I'm my mind, what's the worst that can happen? He leaves and we are truly done? We've been there already. I don't need him, I am fine. ( sad but fine), but even though I don't need him I want him and a good marriage back. We are already there-he says we were done 15 years ago, and he emotionally left fully 2 years ago, and is now weighing his options. I've had enough. We move forward together or i move forward alone. My dignity and self respect is not tied to him. I get to direct my life and if I decide not accept certain behaviours, well that's my choice to make with full awareness of what the consequences may be.

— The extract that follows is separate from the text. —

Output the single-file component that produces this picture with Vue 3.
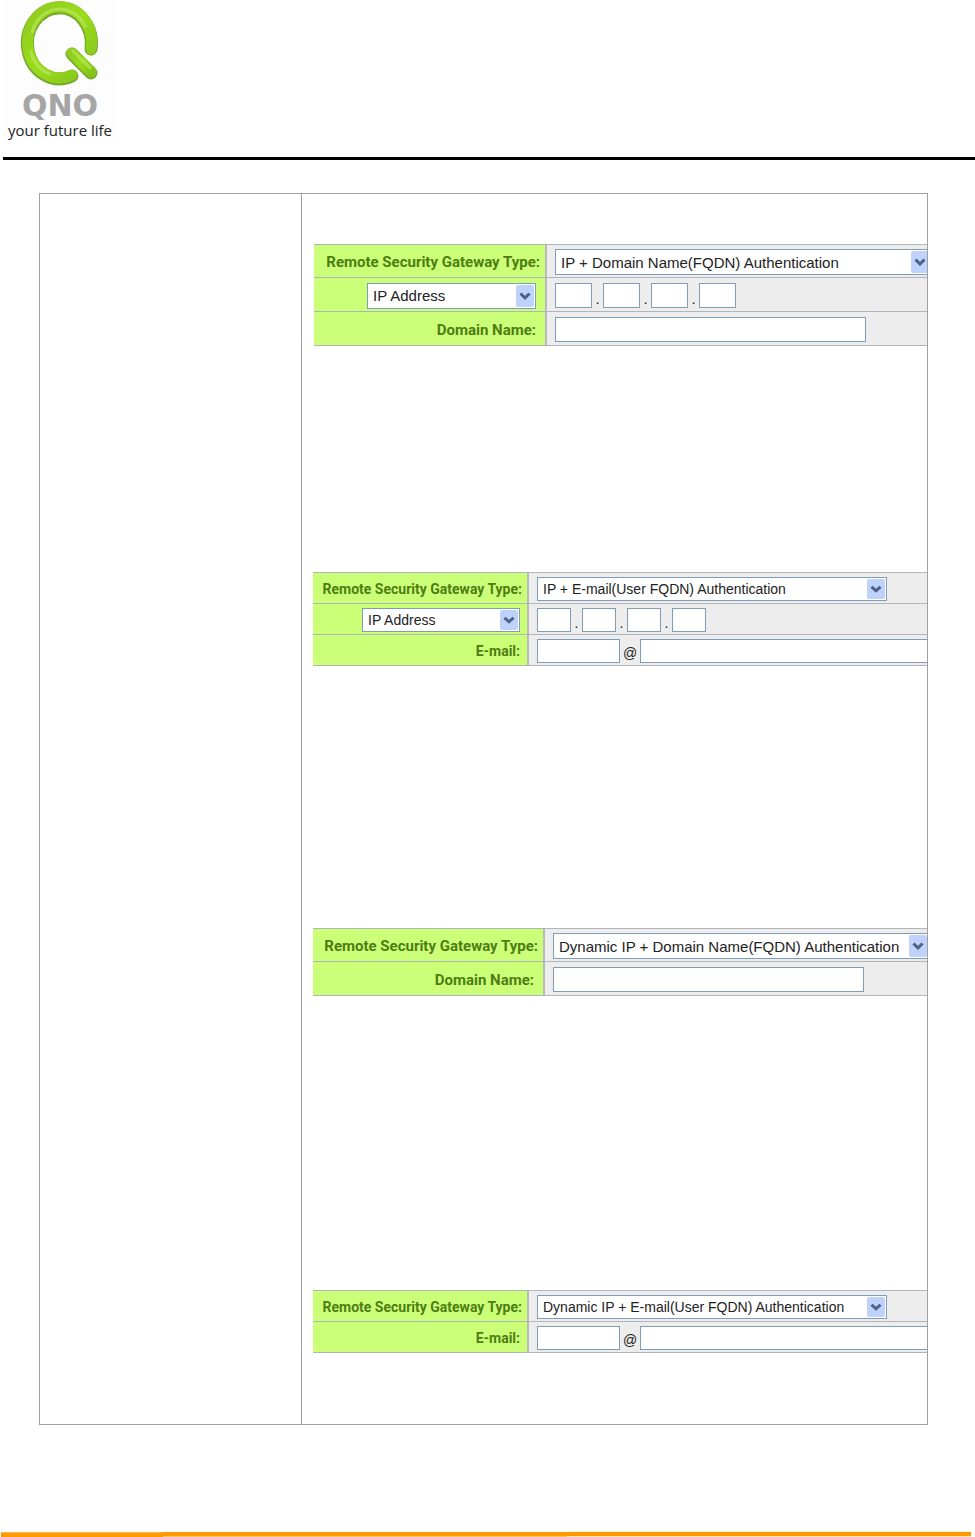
<template>
  <div class="page">
    <header class="page-header">
      <div class="logo">
        <svg class="logo-mark" viewBox="0 0 110 90" aria-hidden="true">
          <defs>
            <linearGradient id="ring" x1="0" y1="0" x2="1" y2="1">
              <stop offset="0" stop-color="#8fcb20" />
              <stop offset="0.5" stop-color="#9bdc1c" />
              <stop offset="1" stop-color="#83c31c" />
            </linearGradient>
          </defs>
          <g fill="none" stroke-linecap="round">
            <g stroke="#74a829" stroke-width="13">
              <path d="M86 49 A32 35.5 0 1 0 67 76" />
              <path d="M67 54 L86 73" />
            </g>
            <g stroke="url(#ring)" stroke-width="11">
              <path d="M86 49 A32 35.5 0 1 0 67 75" />
              <path d="M67 53 L86 72" />
            </g>
            <g stroke="#b9e85a" stroke-width="3" opacity="0.7">
              <path d="M27 32 A29 33 0 0 1 80 26" />
              <path d="M26 52 A29 33 0 0 0 45 74" />
              <path d="M68 51 L85 68" />
            </g>
          </g>
        </svg>
        <span class="logo-name">QNO</span>
        <span class="logo-tagline">your future life</span>
      </div>
    </header>

    <main class="sheet">
      <div class="sheet-side"></div>
      <div class="sheet-body">
        <form
          v-for="panel in panels"
          :key="panel.id"
          class="panel"
          :class="[`panel--${panel.size}`, `panel--${panel.id}`]"
          @submit.prevent
        >
          <div class="row row--type">
            <label class="row-label" :for="`${panel.id}-type`">Remote Security Gateway Type:</label>
            <div class="row-field">
              <span class="select-box select-box--type">
                <select :id="`${panel.id}-type`" v-model="panel.type">
                  <option v-for="type in types" :key="type">{{ type }}</option>
                </select>
                <svg class="arrow" viewBox="0 0 18 22" preserveAspectRatio="none" aria-hidden="true">
                  <rect width="18" height="22" rx="2" fill="#bed2fb" />
                  <path d="M4.5 8.5 L9 13 L13.5 8.5" fill="none" stroke="#4d6185" stroke-width="3" />
                </svg>
              </span>
            </div>
          </div>

          <div v-if="panel.ip" class="row">
            <div class="row-label">
              <span class="select-box select-box--ip">
                <select v-model="panel.ipMode" aria-label="IP Address">
                  <option>IP Address</option>
                  <option>IP by DNS Resolved</option>
                </select>
                <svg class="arrow" viewBox="0 0 18 22" preserveAspectRatio="none" aria-hidden="true">
                  <rect width="18" height="22" rx="2" fill="#bed2fb" />
                  <path d="M4.5 8.5 L9 13 L13.5 8.5" fill="none" stroke="#4d6185" stroke-width="3" />
                </svg>
              </span>
            </div>
            <div class="row-field">
              <template v-for="n in 4" :key="n">
                <span v-if="n > 1" class="dot">.</span>
                <input v-model="panel.ip[n - 1]" class="octet" type="text" maxlength="3" :aria-label="`IP ${n}`" />
              </template>
            </div>
          </div>

          <div v-if="panel.kind === 'domain'" class="row">
            <label class="row-label" :for="`${panel.id}-domain`">Domain Name:</label>
            <div class="row-field">
              <input :id="`${panel.id}-domain`" v-model="panel.domain" class="domain" type="text" />
            </div>
          </div>

          <div v-else class="row">
            <label class="row-label" :for="`${panel.id}-user`">E-mail:</label>
            <div class="row-field">
              <input :id="`${panel.id}-user`" v-model="panel.user" class="mail-user" type="text" />
              <span class="at">@</span>
              <input v-model="panel.host" class="mail-host" type="text" aria-label="E-mail host" />
            </div>
          </div>
        </form>
      </div>
    </main>

    <footer class="page-footer">
      <span class="bar bar--first"></span>
      <span class="bar bar--second"></span>
      <span class="bar bar--third"></span>
    </footer>
  </div>
</template>

<script setup>
import { reactive } from 'vue'

const types = [
  'IP + Domain Name(FQDN) Authentication',
  'IP + E-mail(User FQDN) Authentication',
  'Dynamic IP + Domain Name(FQDN) Authentication',
  'Dynamic IP + E-mail(User FQDN) Authentication',
]

const panels = reactive([
  { id: 'ip-domain', size: 'large', kind: 'domain', type: types[0], ipMode: 'IP Address', ip: ['', '', '', ''], domain: '' },
  { id: 'ip-email', size: 'small', kind: 'email', type: types[1], ipMode: 'IP Address', ip: ['', '', '', ''], user: '', host: '' },
  { id: 'dyn-domain', size: 'large', kind: 'domain', type: types[2], domain: '' },
  { id: 'dyn-email', size: 'small', kind: 'email', type: types[3], user: '', host: '' },
])
</script>

<style>
body {
  margin: 0;
  background: #ffffff;
}
</style>

<style scoped>
.page {
  display: flex;
  flex-direction: column;
  min-height: 100vh;
  font-family: 'Liberation Sans', Arial, sans-serif;
  color: #222222;
}

.page *,
.page *::before {
  box-sizing: border-box;
}

/* Header */
.page-header {
  margin-left: 3px;
  padding-bottom: 17px;
  border-bottom: 3px solid #000000;
}

.logo {
  display: flex;
  flex-direction: column;
  align-items: center;
  width: 114px;
  height: 140px;
  background: #fdfdfd;
}

.logo-mark {
  width: 110px;
  height: 90px;
  flex-shrink: 0;
}

.logo-name {
  font-family: 'DejaVu Sans', sans-serif;
  font-size: 30px;
  font-weight: 700;
  line-height: 32px;
  color: #a5a5a5;
}

.logo-tagline {
  font-family: 'Open Sans', sans-serif;
  font-size: 15px;
  line-height: 16px;
  white-space: nowrap;
  color: #222222;
}

/* Sheet */
.sheet {
  display: flex;
  margin: 33px 47px 0 39px;
  border: 1px solid #a0a0a0;
}

.sheet-side {
  flex: 0 0 262px;
  border-right: 1px solid #a0a0a0;
}

.sheet-body {
  flex: 1;
  min-width: 0;
  padding: 50px 0 71px 11px;
  overflow: hidden;
}

/* Panels */
.panel {
  --label: 231px;
  --control: 26px;
  --field: 25px;
  --text: 15px;
  --inset: 9px;
  border-top: 1px solid #b3b3bb;
}

.panel--small {
  --label: 214px;
  --control: 24px;
  --field: 24px;
  --text: 14px;
  --inset: 7px;
}

.panel--ip-domain { margin-left: 1px; margin-bottom: 226px; }
.panel--ip-email { margin-bottom: 262px; }
.panel--dyn-domain { --label: 230px; margin-bottom: 294px; }

.row {
  display: flex;
  height: 34px;
  border-bottom: 1px solid #b3b3bb;
}

.row--type { height: 33px; }
.panel--small .row { height: 31px; }

.row-label {
  display: flex;
  flex: 0 0 var(--label);
  align-items: center;
  justify-content: flex-end;
  min-width: 0;
  padding: 2px var(--inset) 0 0;
  background: #ccff78;
  font-family: Roboto, 'Liberation Sans', sans-serif;
  font-size: var(--text);
  font-weight: 700;
  white-space: nowrap;
  color: #4d7d12;
}

.row--type .row-label { padding-right: 5px; }

.row-field {
  display: flex;
  flex: 1;
  align-items: center;
  min-width: 0;
  padding: 2px 0 0 8px;
  overflow: hidden;
  border-left: 2px solid #b9b9c0;
  background: #ededed;
}

/* Controls */
input,
select {
  margin: 0;
  border: 1px solid #7f9db9;
  border-radius: 0;
  outline: none;
  background: #ffffff;
  font-family: 'Liberation Sans', Arial, sans-serif;
  font-size: var(--text);
  color: #222222;
}

input {
  flex-shrink: 0;
  height: var(--field);
  padding: 0 4px;
}

.select-box {
  position: relative;
  flex-shrink: 0;
  width: 376px;
  height: var(--control);
}

.select-box select {
  display: block;
  width: 100%;
  height: 100%;
  padding: 0 0 0 5px;
  appearance: none;
}

.select-box--ip { width: 169px; }
.panel--small .select-box--type { width: 350px; }
.panel--small .select-box--ip { width: 158px; }

.arrow {
  position: absolute;
  top: 2px;
  right: 2px;
  width: 18px;
  height: calc(100% - 4px);
  pointer-events: none;
}

.octet { width: 37px; }
.panel--small .octet { width: 34px; }

.dot {
  flex: 0 0 11px;
  padding-top: 6px;
  font-size: var(--text);
  text-align: center;
}

.domain { width: 311px; }

.mail-user { width: 83px; }

.at {
  flex: 0 0 20px;
  padding-top: 3px;
  font-size: var(--text);
  text-align: center;
}

.mail-host { width: 311px; }

/* Footer */
.page-footer {
  display: flex;
  margin: auto 4px 0 1px;
}

.bar {
  height: 6px;
  border-top: 1px solid #ffffff;
  background: #ff9900;
}

.bar--first {
  flex: 162;
  box-shadow: inset 0 1px #ffb84d;
}

.bar--second {
  flex: 404;
  border-bottom: 1px solid #ffc266;
}

.bar--third {
  flex: 404;
  border-top-color: #fff0d9;
  border-bottom: 1px solid #ffe2b5;
}
</style>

He needs to be aware of where I am in this, his choices are his to make, and he needs to be aware of the consequences.

I'm actually holding off on the counselling but after a month back together....the transparency talk is crucial. I would have liked to do it with a third party but that may not happen.

Job is right he did come back to soon and now I have to deal with that too. He thinks my kindness and forgiveness is endless and it's not. And yes I'm angry., I am trying to deal with that while we hopefully reconnect. But as I've said, I've done the vast majority of emotional work in our marriage and it's time for him to either step up or not. Grow up and become a man i can respect or not. I don't think establishing my boundary is unreasonable. It's mine to establish. his response is for him to decide.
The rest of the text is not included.